Navy Adm. Mike Mullen has called the federal debt “the biggest single threat to national security.”
It is simple math, the admiral told a Government Executive Magazine leadership forum at the National Press Club. “The worse the financial situation is in the country, the greater the likelihood that resources for national security will go down,” he said.
Since the attacks of Sept. 11, 2001, the Defense Department budget has almost doubled. Having this ready spigot of money “hasn’t forced us to make the hard choices,” Mullen said.
“It hasn’t forced us to prioritize,” he explained. “It hasn’t forced us to do the analysis. And it hasn’t forced us to limit ourselves and get to a point or deciding, in a very turbulent world, what we’re going to do and what we’re not going to do.”
Defense spending needs to be on the table, the chairman said, noting that it is his job to articulate national security requirements. The country is in a particularly difficult situation, he said, in regard to Air Force modernization.
“We are running out of life in those assets that we bought in the ’80s during the Reagan administration,” he said.
The national security environment is changing, Mullen said, and often changes. The chairman told the audience that four months ago, he would not have predicted that he would be concerned about Japan and Libya. But now a NATO operation is under way to protect the Libyan people from Moammar Gadhafi’s regime, and an earthquake and tsunami disaster sent almost 20,000 U.S. service members and 18 ships to the coast of Japan to assist in the aftermath.
“The demands continue,” he said. “We’ve got to be measured about what we’re going to do and what we’re not going to do.”
The chairman said he is worried about ill-advised personnel cuts “hollowing out” the military.

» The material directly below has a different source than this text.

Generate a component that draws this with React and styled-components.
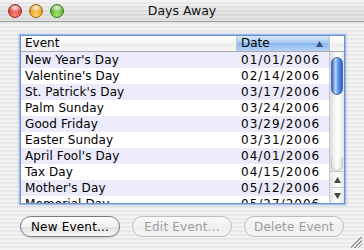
import React from 'react';
import styled, { createGlobalStyle } from 'styled-components';

const GlobalStyle = createGlobalStyle`
  html, body {
    margin: 0;
    padding: 0;
    background: #fff;
  }
  * { box-sizing: border-box; }
`;

const events = [
  { name: "New Year's Day", date: '01/01/2006' },
  { name: "Valentine's Day", date: '02/14/2006' },
  { name: "St. Patrick's Day", date: '03/17/2006' },
  { name: 'Palm Sunday', date: '03/24/2006' },
  { name: 'Good Friday', date: '03/29/2006' },
  { name: 'Easter Sunday', date: '03/31/2006' },
  { name: "April Fool's Day", date: '04/01/2006' },
  { name: 'Tax Day', date: '04/15/2006' },
  { name: "Mother's Day", date: '05/12/2006' },
  { name: 'Memorial Day', date: '05/27/2006' },
];

// Window chrome
const Window = styled.div`
  position: relative;
  width: 364px;
  height: 250px;
  display: flex;
  flex-direction: column;
  font-family: 'DejaVu Sans', 'Lucida Grande', sans-serif;
  font-size: 12px;
  color: #000;
  background: repeating-linear-gradient(
    to bottom,
    #f3f3f3 0px,
    #f3f3f3 2px,
    #e9e9e9 2px,
    #e9e9e9 4px
  );
  overflow: hidden;
`;

const TitleBar = styled.div`
  position: relative;
  height: 22px;
  flex: none;
  display: flex;
  align-items: center;
  gap: 7px;
  padding: 0 0 0 8px;
  border-bottom: 1px solid #9c9c9c;
  background:
    linear-gradient(to bottom, rgba(255,255,255,0.55), rgba(255,255,255,0) 60%),
    repeating-linear-gradient(to bottom, #e6e6e6 0px, #e6e6e6 2px, #dadada 2px, #dadada 4px);
  border-radius: 5px 5px 0 0;
`;

const Light = styled.div`
  width: 14px;
  height: 14px;
  border-radius: 50%;
  border: 1px solid ${(p) => p.$edge};
  background:
    radial-gradient(ellipse 60% 40% at 50% 22%, rgba(255,255,255,0.9) 0, rgba(255,255,255,0) 100%),
    radial-gradient(circle at 50% 85%, ${(p) => p.$glow} 0, ${(p) => p.$color} 70%);
`;

const Title = styled.div`
  position: absolute;
  left: 0;
  right: 0;
  top: 0;
  line-height: 22px;
  text-align: center;
  font-size: 12.5px;
  color: #111;
  pointer-events: none;
`;

const Body = styled.div`
  flex: 1;
  display: flex;
  flex-direction: column;
  padding: 13px 19px 0 20px;
  gap: 12px;
`;

// Table
const TableFrame = styled.div`
  height: 169px;
  display: grid;
  grid-template-columns: 1fr 15px;
  grid-template-rows: 16px 1fr;
  border: 1px solid #6f93cf;
  box-shadow: 0 0 0 1px rgba(120, 160, 220, 0.55), 0 0 2px 2px rgba(140, 175, 230, 0.35);
  background: #fff;
  overflow: hidden;
`;

const HeaderRow = styled.div`
  display: grid;
  grid-template-columns: 216px 1fr;
  border-bottom: 1px solid #a9a9a9;
`;

const HeaderCell = styled.div`
  display: flex;
  align-items: center;
  justify-content: space-between;
  padding: 0 6px 0 4px;
  line-height: 15px;
  border-right: ${(p) => (p.$active ? 'none' : '1px solid #c4c4c4')};
  background: ${(p) =>
    p.$active
      ? 'linear-gradient(to bottom, #d8e8fb 0%, #a9cbf3 45%, #8bb7ee 50%, #b6d5f8 100%)'
      : 'linear-gradient(to bottom, #ffffff 0%, #f4f4f4 50%, #ebebeb 51%, #f6f6f6 100%)'};
`;

const HeaderCorner = styled.div`
  border-bottom: 1px solid #a9a9a9;
  border-left: 1px solid #c4c4c4;
  background: linear-gradient(to bottom, #ffffff 0%, #f4f4f4 50%, #ebebeb 51%, #f6f6f6 100%);
`;

const Rows = styled.div`
  overflow: hidden;
`;

const Row = styled.div`
  display: grid;
  grid-template-columns: 216px 1fr;
  height: 16px;
  line-height: 16px;
  background: ${(p) => (p.$striped ? '#ebebfb' : '#ffffff')};
`;

const Cell = styled.div`
  padding-left: 4px;
  white-space: nowrap;
  overflow: hidden;
  letter-spacing: ${(p) => (p.$date ? '1px' : '0.1px')};
`;

// Scrollbar
const Scrollbar = styled.div`
  display: flex;
  flex-direction: column;
  border-left: 1px solid #c9c9c9;
  background: linear-gradient(to right, #d9d9d9 0%, #f3f3f3 30%, #ffffff 60%, #e6e6e6 100%);
`;

const Track = styled.div`
  flex: 1;
  padding: 5px 1px 0 1px;
`;

const Thumb = styled.div`
  height: 38px;
  border-radius: 7px;
  border: 1px solid #3d6bbf;
  background:
    linear-gradient(to right, rgba(255,255,255,0) 0%, rgba(255,255,255,0.55) 35%, rgba(255,255,255,0) 60%),
    linear-gradient(to right, #2f63c8 0%, #6ea4ee 45%, #4f8ae3 70%, #2c60c4 100%);
`;

const TrackEnd = styled.div`
  height: 14px;
  margin: 0 1px;
  border-radius: 0 0 7px 7px;
  border: 1px solid #c4c4c4;
  border-top: none;
  background: linear-gradient(to right, #e4e4e4, #ffffff 55%, #e0e0e0);
`;

const ArrowButton = styled.div`
  height: 16px;
  display: flex;
  align-items: center;
  justify-content: center;
  border-top: 1px solid #c9c9c9;
  background: linear-gradient(to right, #e6e6e6, #ffffff 55%, #e6e6e6);
`;

const Arrow = ({ down }) => (
  <svg width="7" height="6" viewBox="0 0 7 6">
    <polygon points={down ? '0,0 7,0 3.5,6' : '3.5,0 7,6 0,6'} fill="#4a4a4a" />
  </svg>
);

const SortArrow = () => (
  <svg width="7" height="6" viewBox="0 0 7 6">
    <polygon points="3.5,0 7,6 0,6" fill="#3a4f78" />
  </svg>
);

// Buttons
const ButtonRow = styled.div`
  display: flex;
  gap: 12px;
`;

const Button = styled.button`
  width: 100px;
  height: 21px;
  border-radius: 11px;
  font-family: inherit;
  font-size: 12px;
  padding: 0;
  letter-spacing: 0.2px;
  color: ${(p) => (p.disabled ? '#9d9d9d' : '#000')};
  border: 1px solid ${(p) => (p.disabled ? '#bdbdbd' : '#7b7b7b')};
  background: ${(p) =>
    p.disabled
      ? 'linear-gradient(to bottom, #fafafa 0%, #efefef 55%, #f6f6f6 100%)'
      : 'linear-gradient(to bottom, #ffffff 0%, #f0f0f0 50%, #e2e2e2 55%, #f7f7f7 100%)'};
  box-shadow: ${(p) => (p.disabled ? 'none' : '0 1px 1px rgba(0,0,0,0.15)')};
`;

const Grip = styled.div`
  position: absolute;
  right: 2px;
  bottom: 2px;
  width: 11px;
  height: 11px;
  background: linear-gradient(
    135deg,
    transparent 0 45%,
    #9a9a9a 45% 52%,
    transparent 52% 62%,
    #9a9a9a 62% 69%,
    transparent 69% 79%,
    #9a9a9a 79% 86%,
    transparent 86%
  );
`;

export default function App() {
  return (
    <>
      <GlobalStyle />
      <Window>
        <TitleBar>
          <Light $color="#d0322b" $glow="#ff8a7e" $edge="#8e2a24" />
          <Light $color="#e08c10" $glow="#ffd766" $edge="#9a6414" />
          <Light $color="#4fa523" $glow="#a9ea6a" $edge="#3b7420" />
          <Title>Days Away</Title>
        </TitleBar>
        <Body>
          <TableFrame>
            <HeaderRow>
              <HeaderCell>Event</HeaderCell>
              <HeaderCell $active>
                Date
                <SortArrow />
              </HeaderCell>
            </HeaderRow>
            <HeaderCorner />
            <Rows>
              {events.map((e, i) => (
                <Row key={e.name} $striped={i % 2 === 0}>
                  <Cell>{e.name}</Cell>
                  <Cell $date>{e.date}</Cell>
                </Row>
              ))}
            </Rows>
            <Scrollbar>
              <Track>
                <Thumb />
              </Track>
              <TrackEnd />
              <ArrowButton>
                <Arrow />
              </ArrowButton>
              <ArrowButton>
                <Arrow down />
              </ArrowButton>
            </Scrollbar>
          </TableFrame>
          <ButtonRow>
            <Button>New Event...</Button>
            <Button disabled>Edit Event...</Button>
            <Button disabled>Delete Event</Button>
          </ButtonRow>
        </Body>
        <Grip />
      </Window>
    </>
  );
}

“However we get to our future, it must be whole,” he said. “We talk about cuts in personnel. When I was head of the Navy, personnel was 60 percent of my budget every year. I need every single person I have, but I don’t need one more.”
Although eliminating force structure can save a lot of money, Mullen said, the country must evaluate that against overall requirements.
Health care costs for the Defense Department, Mullen said, are another concern. In fiscal 2001, health care costs were $19 billion. Today, those costs are pegged at $51 billion, and they are projected to rise to $64 billion in 2015.
“That’s not sustainable,” he said. “We all have to sharpen our pencils and make sure that every dollar we spend is spent well. We need to be good stewards of the dollars the American taxpayers give us, and we’re going to have to do the hard work to get that right.”